After spending some 40 years apart, Kamarmahtum Abdul Wahab, 73, finally met her long-lost sister 'London slave' 69-year-old Siti Aishah Abdul Wahab yesterday night.

In an exclusive interview with The Telegraph, parts of which was posted in a video clip online, Kamarmahtum shared details of the 40-minute she spent with the sister she had not spoken to since 1968.

“I sobbed... I cried... I was angry... I was sad... I was disappointed,” said Kamarmahtum, who met Siti Aishah at a secret location after flying to London.

Siti Aishah also did not know about their mother’s death 19 years ago. “She asked me, ‘how is mum?’ and I said, ‘mum is gone’.”

Kamarmahtum said that she expressed to Siti Aishah her disappointment for disappearing without a trace to London for more than 30 years, by repeatedly asking “how could you?” However, Siti Aishah seemed uncomfortable being ‘nagged’. “She said I was scolding her, but I wasn’t.”

The former school teacher also said that she felt that she had to say this to her sister as this could be the last time they meet, unless Siti Aishah returns to Malaysia.

In a note that Siti Aishah wrote for the people at home, Kamarmahtum said she wrote about being happy to see Kamarmahtum and that she “eventually might come home”.

“She says she misses everybody at home and also wrote ‘see you in the immediate future’. I take that as a positive action,” said Kamarmahtum.

Kamarmahtum said that her sister expressed that what was important for her now is to “complete whatever she is doing”, though she added that “they are very secretive” and she did not know what it was.

“I feel that she wards off such questions, I just don’t go into that again. I know she ... although she didn’t say it in so many words... I know she doesn’t want me to touch or like me to touch into her private life,” she said.

Kamarmahtum said when she asked her about her sister’s needs, Siti Aishah replied that she has Muslim friends, and that she was fed by her friends.

However, Kamarmahtum said she felt that her sister was trying to say that she can survive without the family.

“Mmmm... when she said that I felt that she was trying to tell me that even without us, she can survive. As she had been for the last 40 years. We are nothing that important, well... do you think it is wrong for me to feel that I am unimportant to her? Do you think that it is wrong for me to feel a little bit of disappointment?”

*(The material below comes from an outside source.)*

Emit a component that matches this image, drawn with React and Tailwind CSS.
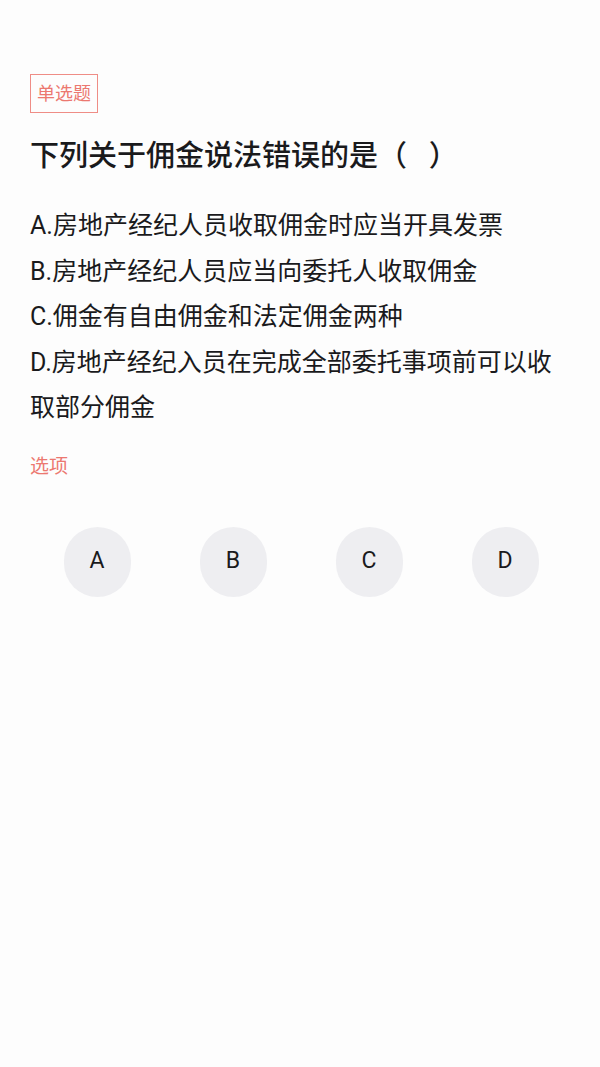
import React from "react";

const options = [
  "A.房地产经纪人员收取佣金时应当开具发票",
  "B.房地产经纪人员应当向委托人收取佣金",
  "C.佣金有自由佣金和法定佣金两种",
  "D.房地产经纪入员在完成全部委托事项前可以收取部分佣金",
];

export default function App() {
  return (
    <div
      className="min-h-[1067px] w-full bg-[#fdfdfd] px-[30px] pt-[74px] text-[#1a1a1c]"
      style={{ fontFamily: 'Roboto, "Noto Sans CJK SC", "Noto Sans", sans-serif' }}
    >
      <div className="inline-flex h-[39px] items-center border border-[#ef8d86] px-[6px] text-[18px] text-[#ec7870]">
        单选题
      </div>
      <h1 className="mt-[23px] text-[29px] font-medium leading-[40px]">
        下列关于佣金说法错误的是（{"\u00a0\u00a0\u00a0"}）
      </h1>
      <div className="mt-[27px] text-[25px] leading-[45.5px]">
        {options.map((o) => (
          <p key={o}>{o}</p>
        ))}
      </div>
      <div className="mt-[23px] text-[19px] leading-[26px] text-[#ec7870]">选项</div>
      <div className="-ml-px mt-[47px] grid w-[544px] grid-cols-4 justify-items-center">
        {["A", "B", "C", "D"].map((l) => (
          <button
            key={l}
            className="flex h-[70px] w-[67px] items-center justify-center rounded-full bg-[#eeeef1] text-[23px] text-[#1a1a1c]"
          >
            {l}
          </button>
        ))}
      </div>
    </div>
  );
}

Holding back tears, Kamarmahtum said that she shook her sister’s hand and hugged briefly after saying “ I have to go now”. However, Kamarmahtum said that as she watched her sister walk down the stairs away from her, she realised that they did not say goodbye and ran after Siti Aishah.

“We hugged, like the first time we hugged... and the police stopped me from following her,” she said.
Kamarmahtum is expected to arrive in Malaysia on Sunday morning together with her nephew Zan Azlee Zainal Abidin, who is also the editor of the Magazine Desk at Astro AWANI.

Siti Aishah is one of three women ‘slaves’ who were on Oct 25 “rescued” from a Maoist commune by British police.

They were allegedly subjected to years of brainwashing and emotional abuse.

However, recent reports now appear to suggest they may not have been physically prevented from leaving the sect.

The leaders of the Maoist sect, India-born Aravindan Balakrishnan and his Tanzanian-Indian wife Chandra Pattni, were arrested but later freed on bail.

On Wednesday, Inspector-General of Police Tan Sri Khalid Abu Bakar confirmed Siti Aishah’s identity. He also said she has been a student activist who fled to the UK in the 70s to avoid police action for communist links.